(The task) From the entries that follow, list every line in which the string "React" appears.

═════ Material for this task ═════

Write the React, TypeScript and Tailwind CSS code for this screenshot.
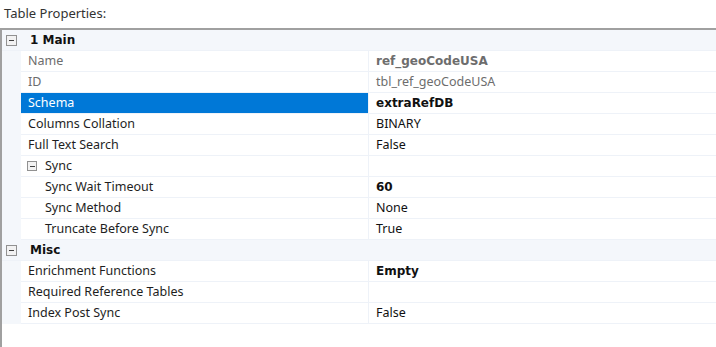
const Expander = ({ big }: { big?: boolean }) => (
  <span className={"inline-flex items-center justify-center border border-[#919191] bg-[#f2f2f2] " + (big ? "w-[11px] h-[11px]" : "w-[10px] h-[10px]")}>
    <span className="block w-[5px] h-px bg-[#404040]" />
  </span>
);

type Row = {
  kind: "cat" | "group" | "prop";
  label: string;
  value?: string;
  bold?: boolean;
  muted?: boolean;
  indent?: boolean;
  selected?: boolean;
};

const rows: Row[] = [
  { kind: "cat", label: "1 Main" },
  { kind: "prop", label: "Name", value: "ref_geoCodeUSA", bold: true, muted: true },
  { kind: "prop", label: "ID", value: "tbl_ref_geoCodeUSA", muted: true },
  { kind: "prop", label: "Schema", value: "extraRefDB", bold: true, selected: true },
  { kind: "prop", label: "Columns Collation", value: "BINARY" },
  { kind: "prop", label: "Full Text Search", value: "False" },
  { kind: "group", label: "Sync", value: "" },
  { kind: "prop", label: "Sync Wait Timeout", value: "60", bold: true, indent: true },
  { kind: "prop", label: "Sync Method", value: "None", indent: true },
  { kind: "prop", label: "Truncate Before Sync", value: "True", indent: true },
  { kind: "cat", label: "Misc" },
  { kind: "prop", label: "Enrichment Functions", value: "Empty", bold: true },
  { kind: "prop", label: "Required Reference Tables", value: "" },
  { kind: "prop", label: "Index Post Sync", value: "False" },
];

// bold cells in the reference look like a Verdana/Tahoma bold
const boldFont = { fontFamily: '"DejaVu Sans", "Liberation Sans", sans-serif' };

const App = () => {
  return (
    <div className="w-[716px] h-[347px] bg-white overflow-hidden text-[12.5px] text-[#1e1e1e]" style={{ fontFamily: '"Segoe UI", "Noto Sans", "Liberation Sans", sans-serif' }}>
      <div className="h-[28px] px-[4px] pt-[4px] text-[13px] text-[#333]">Table Properties:</div>
      <div className="h-[2px] bg-[#a0a0a0]" />
      <div className="flex h-[317px]">
        <div className="w-[2px] bg-[#a0a0a0]" />
        <div className="flex-1">
          {rows.map((r, i) =>
            r.kind === "cat" ? (
              <div key={i} className="flex items-center h-[21px] bg-[#f4f7fb] border-b border-[#eef2f8]">
                <div className="pl-[4px] flex">
                  <Expander big />
                </div>
                <span className="pl-[13px] font-bold text-[12px] text-[#111]" style={boldFont}>{r.label}</span>
              </div>
            ) : (
              <div key={i} className="flex h-[21px]">
                <div className="w-[19px] bg-[#f4f7fb]" />
                <div
                  className={
                    "w-[348px] flex items-center border-b border-r border-[#eef2f8] " +
                    (r.selected ? "bg-[#0078d7] text-white" : r.muted ? "text-[#6d6d6d]" : "")
                  }
                >
                  {r.kind === "group" ? (
                    <span className="flex items-center pl-[6px]">
                      <Expander />
                      <span className="pl-[8px]">{r.label}</span>
                    </span>
                  ) : (
                    <span className={r.indent ? "pl-[24px]" : "pl-[7px]"}>{r.label}</span>
                  )}
                </div>
                <div
                  className={
                    "flex-1 flex items-center pl-[7px] border-b border-[#eef2f8] " +
                    (r.muted ? "text-[#6d6d6d] " : "text-[#111] ") +
                    (r.bold ? "font-bold text-[12px]" : "")
                  }
                  style={r.bold ? boldFont : undefined}
                >
                  {r.value}
                </div>
              </div>
            )
          )}
        </div>
      </div>
    </div>
  );
};

export default App;
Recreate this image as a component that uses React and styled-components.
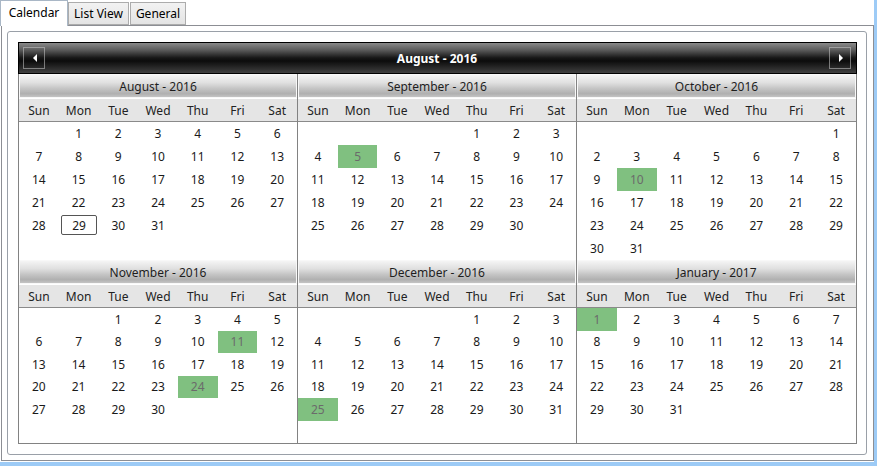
import React from 'react';
import styled, { createGlobalStyle } from 'styled-components';

const GlobalStyle = createGlobalStyle`
  html, body { margin: 0; padding: 0; }
  body {
    background: #9dcbf6;
    font-family: "Noto Sans", "Open Sans", sans-serif;
  }
`;

const Window = styled.div`
  width: 874px;
  height: 462px;
  background: #fff;
  display: flex;
  flex-direction: column;
  box-sizing: border-box;
`;

const TabStrip = styled.div`
  display: flex;
  align-items: flex-end;
  height: 25px;
  position: relative;
  z-index: 2;
`;

const Tab = styled.div`
  box-sizing: border-box;
  width: ${(p) => p.$w}px;
  height: ${(p) => (p.$active ? '26px' : '23px')};
  margin-bottom: ${(p) => (p.$active ? '-1px' : '0')};
  margin-right: ${(p) => (p.$active ? '0' : '1px')};
  border: 1px solid ${(p) => (p.$active ? '#a9b7c6' : '#acacac')};
  border-bottom: ${(p) => (p.$active ? 'none' : '1px solid #acacac')};
  background: ${(p) =>
    p.$active ? '#fff' : 'linear-gradient(to bottom, #f2f2f2, #e4e4e4)'};
  display: flex;
  align-items: center;
  justify-content: center;
  padding-bottom: ${(p) => (p.$active ? '3px' : '0')};
  font-size: 12px;
  color: #000;
`;

const TabContent = styled.div`
  flex: 1;
  margin: 0 0 1px 1px;
  border: 1px solid #8c8e94;
  display: flex;
  box-sizing: border-box;
  min-height: 0;
`;

const Panel = styled.div`
  flex: 1;
  margin: 5px 6px 5px 5px;
  border: 1px solid #9aa0a8;
  border-radius: 3px;
  padding: 10px 9px 10px 10px;
  display: flex;
  min-height: 0;
`;

const Calendar = styled.div`
  flex: 1;
  display: flex;
  flex-direction: column;
  min-height: 0;
`;

const NavBar = styled.div`
  height: 32px;
  box-sizing: border-box;
  border: 1px solid #000;
  background: linear-gradient(
    to bottom,
    #8a8a8a 0%,
    #5e5e5e 22%,
    #161616 50%,
    #0c0c0c 60%,
    #2c2c2c 85%,
    #404040 100%
  );
  display: flex;
  align-items: center;
  justify-content: space-between;
  padding: 0 5px 0 4px;
`;

const NavButton = styled.div`
  width: 22px;
  height: 22px;
  box-sizing: border-box;
  border: 1px solid rgba(200, 200, 200, 0.55);
  display: flex;
  align-items: center;
  justify-content: center;
`;

const Arrow = styled.span`
  width: 0;
  height: 0;
  border-top: 4px solid transparent;
  border-bottom: 4px solid transparent;
  ${(p) =>
    p.$dir === 'left'
      ? 'border-right: 4px solid #fff; margin-left: 2px;'
      : 'border-left: 4px solid #fff; margin-left: 2px;'}
`;

const NavTitle = styled.div`
  color: #fff;
  font-weight: bold;
  font-size: 12px;
`;

const MonthsGrid = styled.div`
  flex: 1;
  display: grid;
  grid-template-columns: repeat(3, 1fr);
  grid-template-rows: 186px 1fr;
  border: 1px solid #828282;
  border-top: none;
  min-height: 0;
`;

const MonthBlock = styled.div`
  display: flex;
  flex-direction: column;
  box-sizing: border-box;
  border-right: ${(p) => (p.$last ? 'none' : '1px solid #828282')};
  min-height: 0;
`;

const MonthHeader = styled.div`
  height: 24px;
  box-sizing: border-box;
  border: 1px solid #f8f8f8;
  background: linear-gradient(
    to bottom,
    #f4f4f4 0%,
    #e0e0e0 35%,
    #c4c4c4 62%,
    #b0b0b0 85%,
    #c4c4c4 100%
  );
  display: flex;
  align-items: center;
  justify-content: center;
  font-size: 12px;
  color: #1e1e1e;
`;

const DayNames = styled.div`
  height: 24px;
  box-sizing: border-box;
  display: grid;
  grid-template-columns: repeat(7, 1fr);
  background: #e5e5e5;
  border-top: 1px solid #fff;
  border-bottom: 1px solid #8a8a8a;
`;

const DayName = styled.div`
  display: flex;
  align-items: center;
  justify-content: center;
  font-size: 12px;
  color: #222;
`;

const DatesGrid = styled.div`
  flex: 1;
  display: grid;
  grid-template-columns: repeat(7, 1fr);
  grid-template-rows: repeat(6, 1fr);
  min-height: 0;
`;

const DateCell = styled.div`
  display: flex;
  align-items: center;
  justify-content: center;
  font-size: 12px;
  box-sizing: border-box;
  color: ${(p) => (p.$marked ? '#6b6b6b' : '#1a1a1a')};
  background: ${(p) => (p.$marked ? '#80c080' : 'transparent')};
  ${(p) =>
    p.$today
      ? 'border: 1px solid #555; border-radius: 2px; margin: 1px 1px 2px 2px;'
      : ''}
`;

const DAY_NAMES = ['Sun', 'Mon', 'Tue', 'Wed', 'Thu', 'Fri', 'Sat'];
const MONTH_NAMES = [
  'January', 'February', 'March', 'April', 'May', 'June', 'July',
  'August', 'September', 'October', 'November', 'December',
];

const MONTHS = [
  [2016, 7], [2016, 8], [2016, 9],
  [2016, 10], [2016, 11], [2017, 0],
];

const MARKED = new Set(['2016-8-5', '2016-9-10', '2016-10-11', '2016-10-24', '2016-11-25', '2017-0-1']);
const TODAY = '2016-7-29';

function buildCells(year, month) {
  const first = new Date(year, month, 1).getDay();
  const days = new Date(year, month + 1, 0).getDate();
  const cells = [];
  for (let i = 0; i < 42; i++) {
    const d = i - first + 1;
    cells.push(d >= 1 && d <= days ? d : null);
  }
  return cells;
}

function Month({ year, month, last }) {
  const cells = buildCells(year, month);
  return (
    <MonthBlock $last={last}>
      <MonthHeader>{`${MONTH_NAMES[month]} - ${year}`}</MonthHeader>
      <DayNames>
        {DAY_NAMES.map((n) => (
          <DayName key={n}>{n}</DayName>
        ))}
      </DayNames>
      <DatesGrid>
        {cells.map((d, i) => {
          const key = `${year}-${month}-${d}`;
          return (
            <DateCell key={i} $marked={d && MARKED.has(key)} $today={d && key === TODAY}>
              {d || ''}
            </DateCell>
          );
        })}
      </DatesGrid>
    </MonthBlock>
  );
}

export default function App() {
  return (
    <>
      <GlobalStyle />
      <Window>
        <TabStrip>
          <Tab $active $w={68}>Calendar</Tab>
          <Tab $w={61}>List View</Tab>
          <Tab $w={56}>General</Tab>
        </TabStrip>
        <TabContent>
          <Panel>
            <Calendar>
              <NavBar>
                <NavButton>
                  <Arrow $dir="left" />
                </NavButton>
                <NavTitle>August - 2016</NavTitle>
                <NavButton>
                  <Arrow $dir="right" />
                </NavButton>
              </NavBar>
              <MonthsGrid>
                {MONTHS.map(([y, m], i) => (
                  <Month key={`${y}-${m}`} year={y} month={m} last={i % 3 === 2} />
                ))}
              </MonthsGrid>
            </Calendar>
          </Panel>
        </TabContent>
      </Window>
    </>
  );
}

═════

(Full answer)
Write the React, TypeScript and Tailwind CSS code for this screenshot.
Recreate this image as a component that uses React and styled-components.
import React from 'react';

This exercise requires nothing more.